The theory of plaintiff appears to be that the alleged price fixing caused the bankrupt to be unable to continue in business and unable to continue buying goods and thus about $400,000.00 per year of merchandise ceased flowing from interstate commerce into its stores. The plaintiff argues that consequently there was an affect on interstate commerce which Fortner has already held to be substantial enough to give us jurisdiction.
Since the facts are in dispute we cannot grant summary judgment.

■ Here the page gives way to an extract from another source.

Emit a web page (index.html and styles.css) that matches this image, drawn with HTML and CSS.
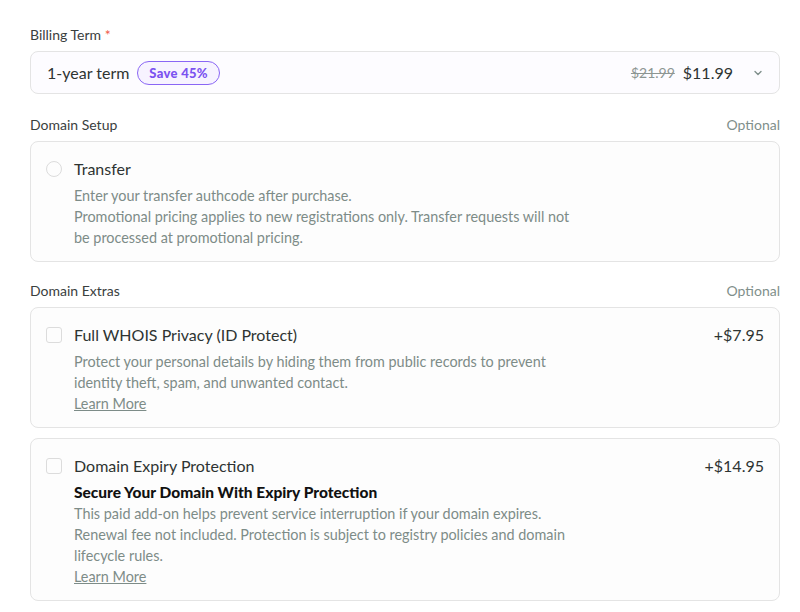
FILE: index.html
```html
<!DOCTYPE html>
<html lang="en">
<head>
<meta charset="UTF-8">
<title>Domain Options</title>
<link rel="stylesheet" href="styles.css">
</head>
<body>
  <div class="config">
    <div class="field-head">
      <span class="field-label">Billing Term <span class="req">*</span></span>
    </div>
    <div class="select-box">
      <div class="term">
        <span>1-year term</span>
        <span class="badge">Save 45%</span>
      </div>
      <div class="price">
        <span class="old">$21.99</span>
        <span class="now">$11.99</span>
        <svg class="chevron" width="10" height="10" viewBox="0 0 10 10"><path d="M2 3.5 L5 6.5 L8 3.5" fill="none" stroke="#7f8f8b" stroke-width="1.4" stroke-linecap="round" stroke-linejoin="round"/></svg>
      </div>
    </div>

    <div class="field-head">
      <span class="field-label">Domain Setup</span>
      <span class="optional">Optional</span>
    </div>
    <div class="card card-setup">
      <div class="card-row">
        <span class="radio"></span>
        <div class="card-body">
          <div class="card-title">Transfer</div>
          <p class="desc">Enter your transfer authcode after purchase.<br>
            Promotional pricing applies to new registrations only. Transfer requests will not be processed at promotional pricing.</p>
        </div>
      </div>
    </div>

    <div class="field-head">
      <span class="field-label">Domain Extras</span>
      <span class="optional">Optional</span>
    </div>
    <div class="card">
      <div class="card-row">
        <span class="check"></span>
        <div class="card-body">
          <div class="card-title">Full WHOIS Privacy (ID Protect)</div>
          <p class="desc">Protect your personal details by hiding them from public records to prevent identity theft, spam, and unwanted contact.<br>
            <a href="#">Learn More</a></p>
        </div>
        <span class="addon-price">+$7.95</span>
      </div>
    </div>
    <div class="card">
      <div class="card-row">
        <span class="check"></span>
        <div class="card-body">
          <div class="card-title">Domain Expiry Protection</div>
          <h4>Secure Your Domain With Expiry Protection</h4>
          <p class="desc">This paid add-on helps prevent service interruption if your domain expires.<br>
            Renewal fee not included. Protection is subject to registry policies and domain lifecycle rules.<br>
            <a href="#">Learn More</a></p>
        </div>
        <span class="addon-price">+$14.95</span>
      </div>
    </div>
  </div>
</body>
</html>
```

FILE: styles.css
```css
body {
  margin: 0;
  background: #fff;
  font-family: Lato, "Open Sans", sans-serif;
  color: #2e3432;
}
.config {
  width: 750px;
  padding: 23px 0 0 30px;
}
.field-head {
  display: flex;
  justify-content: space-between;
  align-items: center;
  font-size: 14px;
  height: 22px;
  margin-bottom: 6px;
}
.field-label {
  color: #3a403e;
}
.req {
  color: #ef5a4a;
}
.optional {
  color: #7f8f8b;
}
.select-box {
  display: flex;
  justify-content: space-between;
  align-items: center;
  height: 41px;
  border: 1px solid #e4e4e4;
  border-radius: 8px;
  background: #fdfcff;
  padding: 0 16px;
  margin-bottom: 19px;
}
.term {
  display: flex;
  align-items: center;
  gap: 8px;
  font-size: 16px;
}
.badge {
  font-size: 13px;
  font-weight: 900;
  color: #7b52f0;
  border: 1.5px solid #8a66f5;
  background: #f7f3ff;
  border-radius: 12px;
  padding: 3px 11px;
  line-height: 16px;
  letter-spacing: 0.3px;
}
.price {
  display: flex;
  align-items: center;
  gap: 8px;
}
.old {
  font-size: 14px;
  color: #8d9693;
  text-decoration: line-through;
}
.now {
  font-size: 16px;
}
.chevron {
  margin-left: 12px;
}
.card {
  border: 1px solid #e4e4e4;
  border-radius: 8px;
  background: #fdfdfd;
  padding: 16px 15px 13px 15px;
  margin-bottom: 10px;
}
.card-setup {
  margin-bottom: 17px;
}
.card-row {
  display: flex;
  align-items: flex-start;
  gap: 12px;
}
.card-body {
  flex: 1;
}
.radio {
  width: 14px;
  height: 14px;
  border: 1px solid #dcdcdc;
  border-radius: 50%;
  margin-top: 3px;
  flex-shrink: 0;
}
.check {
  width: 14px;
  height: 14px;
  border: 1px solid #dcdcdc;
  border-radius: 3px;
  margin-top: 3px;
  flex-shrink: 0;
}
.card-title {
  font-size: 16px;
  line-height: 22px;
  color: #2e3432;
  margin-bottom: 5px;
}
.addon-price {
  font-size: 16px;
  line-height: 22px;
}
h4 {
  margin: 0;
  font-size: 15.5px;
  line-height: 21px;
  font-weight: 900;
  color: #111;
}
.desc {
  margin: 0;
  font-size: 14.4px;
  line-height: 21px;
  color: #7d8c88;
  max-width: 500px;
}
.desc a {
  color: #7d8c88;
}
```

THE MOTION TO STRIKE PLAINTIFF'S COUNTERCLAIM
This issue arose from the lease that existed between defendant and plaintiff's bankrupt. In its answer to plaintiff's complaint defendant asserted a counterclaim for rentals due under the lease. Plaintiff counterclaimed for rentals already paid which plaintiff alleged to be a preference under Section 60 of the Bankruptcy Act, 11 U.S.C.A. § 96. Defendant contends that plaintiff's counterclaim should be dismissed for lack of jurisdiction.

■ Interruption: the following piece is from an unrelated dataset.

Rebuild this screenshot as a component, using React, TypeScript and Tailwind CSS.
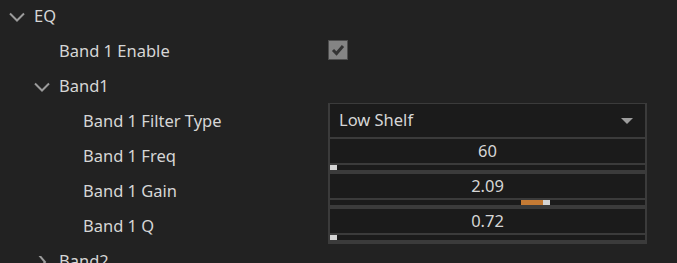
import React from 'react';

function Chevron({ open }: { open: boolean }) {
  return (
    <svg width="18" height="12" viewBox="0 0 18 12" className="shrink-0">
      {open ? (
        <path d="M2 2.5 L9 9.5 L16 2.5" fill="none" stroke="#9b9b9b" strokeWidth="2" />
      ) : (
        <path d="M6 -1 L12 6 L6 13" fill="none" stroke="#9b9b9b" strokeWidth="2" />
      )}
    </svg>
  );
}

function Slider({ value, pos, fill }: { value: string; pos: number; fill?: [number, number] }) {
  return (
    <div className="h-[35px] bg-[#3b3b3b] px-[2px] flex flex-col">
      <div className="h-[24px] bg-[#1b1b1b] flex items-center justify-center text-[#d6d6d6]">{value}</div>
      <div className="h-[2px]" />
      <div className="h-[5px] bg-[#1b1b1b] relative">
        {fill && (
          <div className="absolute top-0 h-[5px] bg-[#c47a34]" style={{ left: fill[0], width: fill[1] }} />
        )}
        <div className="absolute top-0 h-[5px] w-[7px] bg-[#d4d4d4]" style={{ left: pos }} />
      </div>
    </div>
  );
}

function Row({ indent, chevron, label, children }: { indent: number; chevron?: boolean; label: string; children?: React.ReactNode }) {
  const hasChevron = chevron !== undefined;
  return (
    <div className="flex h-[35px] items-stretch">
      <div className="w-[328px] flex items-center" style={{ paddingLeft: indent }}>
        {hasChevron ? <Chevron open={chevron} /> : null}
        <span className={hasChevron ? 'ml-[8px]' : ''}>{label}</span>
      </div>
      <div className="w-[319px]">{children}</div>
    </div>
  );
}

export default function App() {
  return (
    <div
      className="w-[677px] h-[263px] overflow-hidden bg-[#222222] text-[#d6d6d6] text-[16.5px]"
      style={{ fontFamily: '"Noto Sans", "Open Sans", sans-serif' }}
    >
      <div className="-mt-[1px]">
        <Row indent={8} chevron={true} label="EQ" />
        <Row indent={59} label="Band 1 Enable">
          <div className="h-full flex items-center">
            <div className="w-[20px] h-[20px] -mt-[3px] border border-[#4e4e4e] bg-[#848484] flex items-center justify-center">
              <svg width="14" height="12" viewBox="0 0 14 12">
                <path d="M2 6 L5.5 9.5 L12 2" fill="none" stroke="#333333" strokeWidth="3" />
              </svg>
            </div>
          </div>
        </Row>
        <Row indent={33} chevron={true} label="Band1" />
        <Row indent={83} label="Band 1 Filter Type">
          <div className="h-[36px] -mt-[1px] border-x-2 border-t border-b-2 border-[#3b3b3b] bg-[#1b1b1b] flex items-center justify-between pl-[9px] pr-[12px]">
            <span>Low Shelf</span>
            <svg width="12" height="6" viewBox="0 0 12 6">
              <path d="M0 0 H12 L6 6 Z" fill="#9d9d9d" />
            </svg>
          </div>
        </Row>
        <Row indent={83} label="Band 1 Freq">
          <Slider value="60" pos={0} />
        </Row>
        <Row indent={83} label="Band 1 Gain">
          <Slider value="2.09" pos={213} fill={[191, 22]} />
        </Row>
        <Row indent={83} label="Band 1 Q">
          <Slider value="0.72" pos={0} />
        </Row>
        <Row indent={33} chevron={false} label="Band2" />
      </div>
    </div>
  );
}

This position is premised on the conclusion that because plaintiff's counterclaim did not arise out of the same transactions that gave rise to the original complaint, such counterclaim is only permissive. In as much as we disagree with this conclusion we need not go further into defendant's argument. The pertinent provisions of Rule 13 of the Federal Rules of Civil Procedure read:
‘ (a) Compulsory Counterclaims. A pleading shall state as a counterclaim any claim which at the time of serving the pleading the pleader has against any opposing party, if it arises out of the transaction or occurrence that is the subject matter of the opposing party's claim and does not require for its adjudication the presence of third parties of whom the court cannot acquire jurisdiction. But the pleader need not state the claim if (1) at the time the action was commenced the claim was the subject of another pending action, or (2) the opposing party brought suit upon his claim by attachment or other process by which the court did not acquire jurisdiction to render a personal judgment on that claim, and the pleader is not stating any counterclaim under this Rule 13. (b) Permissive Counterclaims. A pleading may state as a counterclaim any claim against an opposing party not arising out of the transaction or occurrence that is the subject matter of the opposing party's claim.' Fed.R. of Civ.P., Rule 13.
We believe that the proper construction of Rule 13 is set forth in 3 Moore, Federal Practice, ¶ 13.08 (2d ed. 1966). The concern is with the general term ‘ pleading’ and whether or not the counterclaim ‘ arises out of the transaction. . . . that is the subject matter of the opposing party's claim . . .’ Rule 13, supra . In the instant case defendant's counterclaim is the ‘ opposing party's claim’ which defines the boundaries of a compulsory counterclaim. Since both counterclaims arise from the same subject matter, i. e., the lease, we conclude that plaintiff's counterclaim is compulsory. That being the case, there is no need for an independent basis for jurisdiction.
Defendant contends that to allow a counterclaim to be set forth in a reply violates Rule 7 of the Federal Rules of Civil Procedure. However, no authority is cited in support of this position. We conclude that the better rule at least with regard to compulsory counterclaims is to allow the pleading. See 3 Moore, Federal Practice, ¶ 13.08.